After their first meetings, for example, the G-20 leaders embraced policies to try to rejuvenate the global economy. Last year, they agreed to boost the International Monetary Fund’s financial resources, which had been depleted by Europe’s crisis.
“The G-20 did pretty well in crisis-response mode,” says Fred Bergsten, director emeritus at the Peterson Institute for International Economics. “The question now is whether the G-20 can transfer from being purely a crisis-response mechanism to a crisis-prevention mechanism. … On that, the record is not yet clear.”
The problems engulfing emerging countries such as India, Indonesia and Turkey illustrate a key challenge. The problems stem in part from expectations that the Federal Reserve will soon slow its monthly bond purchases. The bond purchases have been intended to keep U.S. borrowing rates low to stimulate growth.

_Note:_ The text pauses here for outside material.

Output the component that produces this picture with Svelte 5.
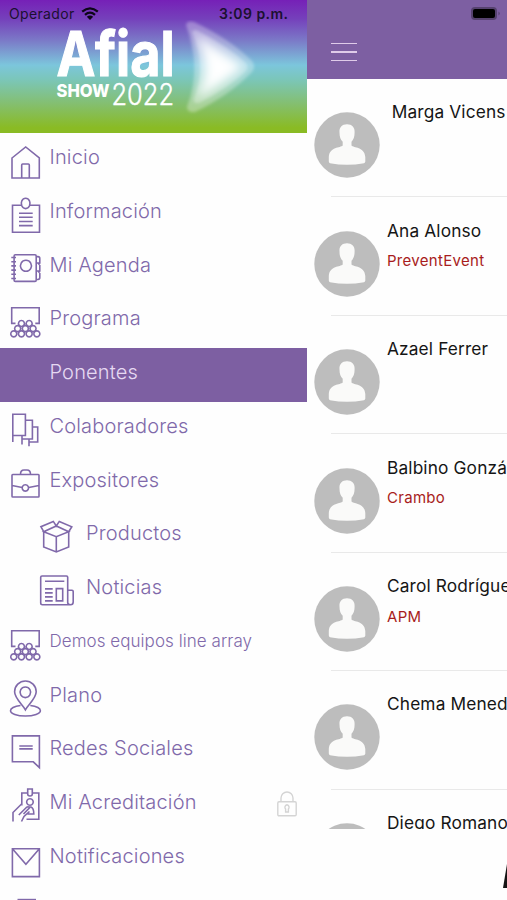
<script>
	const menu = [
		{ label: 'Inicio', icon: 'home' },
		{ label: 'Información', icon: 'info' },
		{ label: 'Mi Agenda', icon: 'agenda' },
		{ label: 'Programa', icon: 'program' },
		{ label: 'Ponentes', icon: '', active: true },
		{ label: 'Colaboradores', icon: 'flags' },
		{ label: 'Expositores', icon: 'case' },
		{ label: 'Productos', icon: 'box', sub: true },
		{ label: 'Noticias', icon: 'news', sub: true },
		{ label: 'Demos equipos line array', icon: 'program', small: true },
		{ label: 'Plano', icon: 'map' },
		{ label: 'Redes Sociales', icon: 'chat' },
		{ label: 'Mi Acreditación', icon: 'badge', locked: true },
		{ label: 'Notificaciones', icon: 'mail' },
		{ label: '', icon: 'more' }
	];

	const icons = {
		home: 'M4 14 L17.7 3 L31.3 14 V34 H4 Z M13.7 34 V21 Q13.7 20 14.7 20 H20.3 Q21.3 20 21.3 21 V34',
		info: 'M13.5 7.3 H4.5 V34.3 H31.5 V7.3 H22 M17.7 .2 A4.4 5.2 0 1 1 17.6 .2 Z M11 15.2 H24.7 M11 19.3 H24.7 M11 23.5 H24.7 M11 27.6 H24.7',
		agenda: 'M7.3 2.8 H27 Q28.2 2.8 28.2 4 V28.2 Q28.2 29.4 27 29.4 H7.3 Q6.1 29.4 6.1 28.2 V4 Q6.1 2.8 7.3 2.8 Z M18 8.3 A5.5 5.5 0 1 1 17.9 8.3 Z M3.3 5.5 H8 M3.3 9.7 H8 M3.3 13.9 H8 M3.3 18.1 H8 M3.3 22.3 H8 M3.3 26.5 H8 M28.2 4.6 H30 Q31.8 4.6 31.8 6.5 V11 H28.2 M31.8 13 V19 H28.2 M31.8 21 V25.6 Q31.8 27.5 30 27.5 H28.2 M31.8 11 L30.8 12 L31.8 13 M31.8 19 L30.8 20 L31.8 21',
		program: 'M7.5 18.4 H3.7 V2.7 H31.2 V18.4 H27.3 M13.5 15.5 A3 3 0 1 1 13.4 15.5 Z M21.2 15.5 A3 3 0 1 1 21.1 15.5 Z M9.7 20.6 A3 3 0 1 1 9.6 20.6 Z M17.4 20.6 A3 3 0 1 1 17.3 20.6 Z M25.1 20.6 A3 3 0 1 1 25 20.6 Z M5.8 25.9 A3 3 0 1 1 5.7 25.9 Z M13.5 25.9 A3 3 0 1 1 13.4 25.9 Z M21.2 25.9 A3 3 0 1 1 21.1 25.9 Z M28.9 25.9 A3 3 0 1 1 28.8 25.9 Z',
		flags: 'M4.8 29 V1.2 H17.4 V22.5 H4.8 M17.4 7.2 H24.4 V26 H14 V31.4 M14 22.5 V26 M24.4 14 H29.7 V29 H21 V33.3 M21 26 V29',
		case: 'M4.8 7.5 H30.3 Q31 7.5 31 8.2 V29.2 Q31 30 30.3 30 H4.8 Q4 30 4 29.2 V8.2 Q4 7.5 4.8 7.5 Z M12.5 7.3 Q12.5 3 16 3 H19 Q22.5 3 22.5 7.3 M4 18.5 L14.2 20.5 M31 18.5 L20.7 20.5 M17.4 17.7 A3.2 3.2 0 1 1 17.3 17.7 Z',
		box: 'M5.7 12 V27 L18.3 32 L30.7 27 V12 M18.3 16.7 V32 M5.7 11.7 L18.3 16.7 L30.7 11.7 L18.3 6 Z M5.7 11.7 L2.9 6.7 L15.3 1.4 L18.3 6 L21.3 1.4 L33.8 6.8 L30.7 11.7',
		news: 'M4 2 H28.5 Q29.7 2 29.7 3.2 V28.5 Q29.7 30.7 32.5 30.7 H4.5 Q2.7 30.7 2.7 29 V3.3 Q2.7 2 4 2 Z M29.7 16.3 H34 Q35.2 16.3 35.2 17.5 V28 Q35.2 30.7 32.5 30.7 M7 7.3 H26.3 M7 14.9 H14.7 M7 18.9 H14.7 M7 22.9 H14.7 M7 26.9 H14.7 M18.3 14.6 H24.7 V26.9 H18.3 Z',
		map: 'M17.4 27.8 C15 23 6.6 16.5 6.6 9.8 A10.8 10.8 0 0 1 28.2 9.8 C28.2 16.5 19.8 23 17.4 27.8 Z M17.4 5 A5.3 5.3 0 1 1 17.3 5 Z M12.5 23.5 C6 24 2.5 26.5 2.5 28.7 C2.5 31.5 9 34 17.4 34 S32.4 31.5 32.4 28.7 C32.4 26.5 29 24 22.3 23.5',
		chat: 'M4.4 .9 H31.4 V32.6 L25.3 26.8 H4.4 Z M11.3 11 H24.7 M11.3 13.9 H24.7',
		badge: 'M19.7 4 H13.8 V16.5 M24.3 4 H30.8 V30.3 H18.5 M19.7 0 H24.3 V5 Q24.3 7 22 7 Q19.7 7 19.7 5 Z M22 9.7 A3.3 3.3 0 1 1 21.9 9.7 Z M5 32.5 V23.5 L13.8 14.8 M13.5 32.5 L16 27.5 L21.5 22.5 M10.8 26 L18.3 18.5 Q20.5 17 21.5 18.8 L15.5 25 M21 18 H23 Q25.8 19 25.8 25 H19.5',
		mail: 'M4.4 5.8 H31.4 V33.6 H4.4 Z M4.4 5.8 L17.9 21.2 L31.4 5.8',
		more: 'M9.5 2.6 H28'
	};

	const speakers = [
		{ name: 'Marga Vicens', indent: true },
		{ name: 'Ana Alonso', company: 'PreventEvent' },
		{ name: 'Azael Ferrer' },
		{ name: 'Balbino González', company: 'Crambo' },
		{ name: 'Carol Rodríguez', company: 'APM' },
		{ name: 'Chema Menedez' },
		{ name: 'Diego Romano' }
	];
</script>

<div class="app">
	<nav class="drawer">
		<header class="banner">
			<div class="status">
				<span class="carrier">Operador</span>
				<svg class="wifi" viewBox="0 0 18 13">
					<path d="M1.2 4.7 Q9 -2 16.8 4.7" />
					<path d="M4 7.8 Q9 3.5 14 7.8" />
					<path class="dot" d="M5.8 9.7 Q9 7.2 12.2 9.7 L9 13 Z" />
				</svg>
				<span class="time">3:09 p.m.</span>
			</div>
			<svg class="logo" viewBox="0 0 306 112">
				<defs>
					<filter id="glow" x="-20%" y="-20%" width="140%" height="140%">
						<feGaussianBlur stdDeviation="1.8" />
					</filter>
					<filter id="core" x="-40%" y="-40%" width="180%" height="180%">
						<feGaussianBlur stdDeviation="4" />
					</filter>
				</defs>
				<text class="brand" x="56.5" y="55.5" textLength="118" lengthAdjust="spacingAndGlyphs">Afial</text>
				<text class="show" x="56.5" y="76.5" textLength="53" lengthAdjust="spacingAndGlyphs">SHOW</text>
				<text class="year" x="111.5" y="85" textLength="62.5" lengthAdjust="spacingAndGlyphs">2022</text>
				<g filter="url(#glow)">
					<path opacity=".3" d="M186 5 Q187 0 194 2 Q230 19 252 41 Q256 47 252 52 Q230 75 195 92 Q187 93 187 87 Q202 48 186 5 Z" />
					<path opacity=".3" d="M192 12 Q194 8 200 12 Q230 28 246 43 Q249 47 246 51 Q230 67 199 83 Q192 84 194 78 Q207 48 192 12 Z" />
				</g>
				<g filter="url(#core)">
					<path opacity=".7" d="M197 19 Q201 16 206 21 Q228 34 240 44 Q242 47 240 50 Q226 62 204 75 Q197 77 199 71 Q210 47 197 19 Z" />
					<path d="M204 27 Q224 38 236 47 Q224 58 206 68 Q213 48 204 27 Z" />
				</g>
			</svg>
		</header>
		<ul class="menu">
			{#each menu as item}
				<li class:active={item.active} class:sub={item.sub} class:small={item.small}>
					<svg class="icon" viewBox="0 0 36 36">
						{#if item.icon}<path d={icons[item.icon]} />{/if}
					</svg>
					<span class="label">{item.label}</span>
					{#if item.locked}
						<svg class="lock" viewBox="0 0 20 26">
							<path d="M2 10.8 H18 Q19.2 10.8 19.2 12 V23.5 Q19.2 24.7 18 24.7 H2 Q.8 24.7 .8 23.5 V12 Q.8 10.8 2 10.8 Z M4 10.8 V7 A6 6 0 0 1 16 7 V10.8 M10 13.8 A2.5 2.5 0 0 1 11.4 18 V21 H8.6 V18 A2.5 2.5 0 0 1 10 13.8 Z" />
						</svg>
					{/if}
				</li>
			{/each}
		</ul>
	</nav>

	<main class="page">
		<header class="topbar">
			<svg class="battery" viewBox="0 0 32 16">
				<rect class="shell" x="1" y="1" width="26" height="13" rx="4" />
				<rect x="3" y="3" width="22" height="9" rx="2" />
				<path class="cap" d="M28.5 5.5 Q31 7.5 28.5 9.5 Z" />
			</svg>
			<div class="burger"><i></i><i></i><i></i></div>
		</header>
		<div class="list">
			{#each speakers as s}
				<div class="speaker">
					<svg class="avatar" viewBox="0 0 66 66">
						<circle cx="33" cy="33" r="32.7" />
						<path d="M33 12.3 C38 12.3 41 15.5 40.6 20.5 C40.6 25 39.5 27.5 37.5 29.8 V33.5 C39.5 36 50.5 34.5 51.3 45 V49.5 Q51.3 50.8 50 51.2 Q33 54.5 16 51.2 Q14.8 50.8 14.8 49.5 V45 C15.5 34.5 26.5 36 28.7 33.5 V29.8 C26.5 27.5 25.5 25 25.5 20.5 C25 15.5 28 12.3 33 12.3 Z" />
					</svg>
					<div class="who" class:indent={s.indent}>
						<div class="name">{s.name}</div>
						{#if s.company}<div class="company">{s.company}</div>{/if}
					</div>
				</div>
			{/each}
		</div>
		<footer class="ad">
			<svg viewBox="0 0 4 24"><path d="M4 0 L0 24 H4 Z" /></svg>
		</footer>
	</main>
</div>

<style>
	:global(body) {
		margin: 0;
		background: #fff;
	}
	.app {
		display: flex;
		width: 507px;
		height: 900px;
		overflow: hidden;
		background: #fefefe;
		font-family: Inter, "Liberation Sans", sans-serif;
	}
	.drawer {
		flex: 0 0 306.5px;
		height: 900px;
		overflow: hidden;
	}
	.banner {
		height: 132.7px;
		background: linear-gradient(#7620b7 0%, #7540bb 14%, #7b78c7 30%, #7cc6dc 49%, #7bc6b8 60%, #84bf70 78%, #8abb24 96%);
	}
	.status {
		display: flex;
		align-items: center;
		height: 24px;
		padding: 3px 18px 0 9px;
		box-sizing: border-box;
		font-size: 14px;
		color: #1b1030;
	}
	.carrier {
		letter-spacing: 0.35px;
	}
	.wifi {
		width: 18px;
		height: 13px;
		margin-left: 6px;
		fill: none;
		stroke: #0c0618;
		stroke-width: 2.3;
	}
	.wifi .dot {
		fill: #0c0618;
		stroke: none;
	}
	.time {
		margin-left: auto;
		font-weight: 600;
		letter-spacing: 0.45px;
	}
	.logo {
		display: block;
		width: 306px;
		height: 112px;
		margin-top: -4px;
		fill: #fff;
	}
	.brand {
		font-size: 61.5px;
		font-weight: 700;
		stroke: #fff;
		stroke-width: 1.2;
	}
	.show {
		font-size: 17.5px;
		font-weight: 800;
	}
	.year {
		font-size: 30px;
		font-weight: 300;
		stroke: #fff;
		stroke-width: 0.4;
	}
	.menu {
		margin: 0;
		padding: 0;
		list-style: none;
	}
	.menu li {
		display: flex;
		align-items: flex-start;
		height: 53.77px;
		padding: 0 10px 0 8px;
		box-sizing: border-box;
		color: #8069aa;
	}
	.menu li.sub {
		padding-left: 38px;
	}
	.menu li.active {
		background: #7d5fa2;
		color: #e6d9f2;
	}
	.icon {
		flex: none;
		width: 36px;
		height: 36px;
		margin-top: 11.3px;
		overflow: visible;
		fill: none;
		stroke: #8069aa;
		stroke-width: 1.6;
	}
	.label {
		margin: 11.3px 0 0 5.5px;
		font-size: 20px;
		line-height: 26px;
		font-weight: 300;
		letter-spacing: 0.17px;
		white-space: nowrap;
	}
	.sub .label {
		margin-left: 12px;
	}
	.small .label {
		font-size: 17px;
		letter-spacing: 0.05px;
	}
	.lock {
		width: 20px;
		height: 26px;
		margin: 13px 0 0 auto;
		fill: none;
		stroke: #d4d4d4;
		stroke-width: 1.4;
	}
	.page {
		flex: 1;
		min-width: 0;
		overflow: hidden;
	}
	.topbar {
		display: flex;
		flex-direction: column;
		height: 79.2px;
		background: #7d5fa2;
	}
	.battery {
		align-self: flex-end;
		width: 32px;
		height: 16px;
		margin: 5.5px 5px 0 0;
		fill: #000;
	}
	.battery .shell {
		fill: #56426f;
	}
	.battery .cap {
		fill: #56426f;
	}
	.burger {
		display: flex;
		flex-direction: column;
		gap: 7px;
		margin: 21.3px 0 0 24.5px;
	}
	.burger i {
		width: 26px;
		height: 1.5px;
		background: #dfcbe9;
	}
	.list {
		height: 749.8px;
		overflow: hidden;
	}
	.speaker {
		display: flex;
		height: 118.45px;
		box-sizing: border-box;
		padding-left: 7.2px;
		background: linear-gradient(#e9e9e9, #e9e9e9) 24.5px 100% / 200px 1.3px no-repeat;
	}
	.avatar {
		flex: none;
		width: 66px;
		height: 66px;
		margin-top: 33px;
		fill: #fafaf9;
	}
	.avatar circle {
		fill: #bdbdbd;
	}
	.who {
		margin: 21px 0 0 7.3px;
		white-space: nowrap;
	}
	.who.indent {
		margin-left: 12px;
	}
	.name {
		font-size: 17.3px;
		line-height: 24px;
		letter-spacing: 0.15px;
		color: #151515;
	}
	.company {
		margin-top: 8.8px;
		font-size: 15px;
		line-height: 20px;
		letter-spacing: 0.3px;
		color: #a81c20;
	}
	.ad {
		display: flex;
		justify-content: flex-end;
		padding-top: 35px;
	}
	.ad svg {
		width: 4px;
		height: 24px;
		fill: #151515;
	}
</style>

Long-term U.S. rates have been rising in anticipation that the Fed will slow its bond buying. Those higher rates have, in turn, led investors to pull money from developing countries and invest it in U.S. assets. India’s currency, the rupee, Indonesia’s rupiah and Brazil’s real, among others, have plunged in response. The rupee sank to a record low against the dollar last week.
The Organization for Economic Cooperation and Development, a Paris-based research group, said in a report this week that even as growth in developed nations is picking up, slowdowns in emerging economies will likely restrain the global economy.
Yet the advanced economies aren’t likely to alter their rate policies in response to the turmoil in emerging economies. Those policies have been vital to the recoveries in the United States, Europe and Japan.
“This is not something that the G-20 can settle, because it touches at the heart of national policymaking,” Lombardi says.
At the same time, the leaders will likely address the developing countries’ concerns in their statement when the summit ends. Zhu Guangyao, a Chinese deputy finance minister, says the United States “must consider the spillover effect” of scaling back its bond-buying.
“Even if it’s just a plan or a thought, you must have more communication,” Zhu said late last month.
China isn’t as vulnerable to the Fed’s policies as other developing countries. It limits its currency’s ability to fluctuate. And it’s sealed off its financial system from global capital flows.
China’s economy grew 7.5 percent in the April-June quarter compared with the same quarter a year earlier, the slowest in two decades. But its economy appears to be stabilizing. Premier Li Keqiang is focused on reforms intended to boost domestic consumption and shift China’s economy away from a reliance on exports.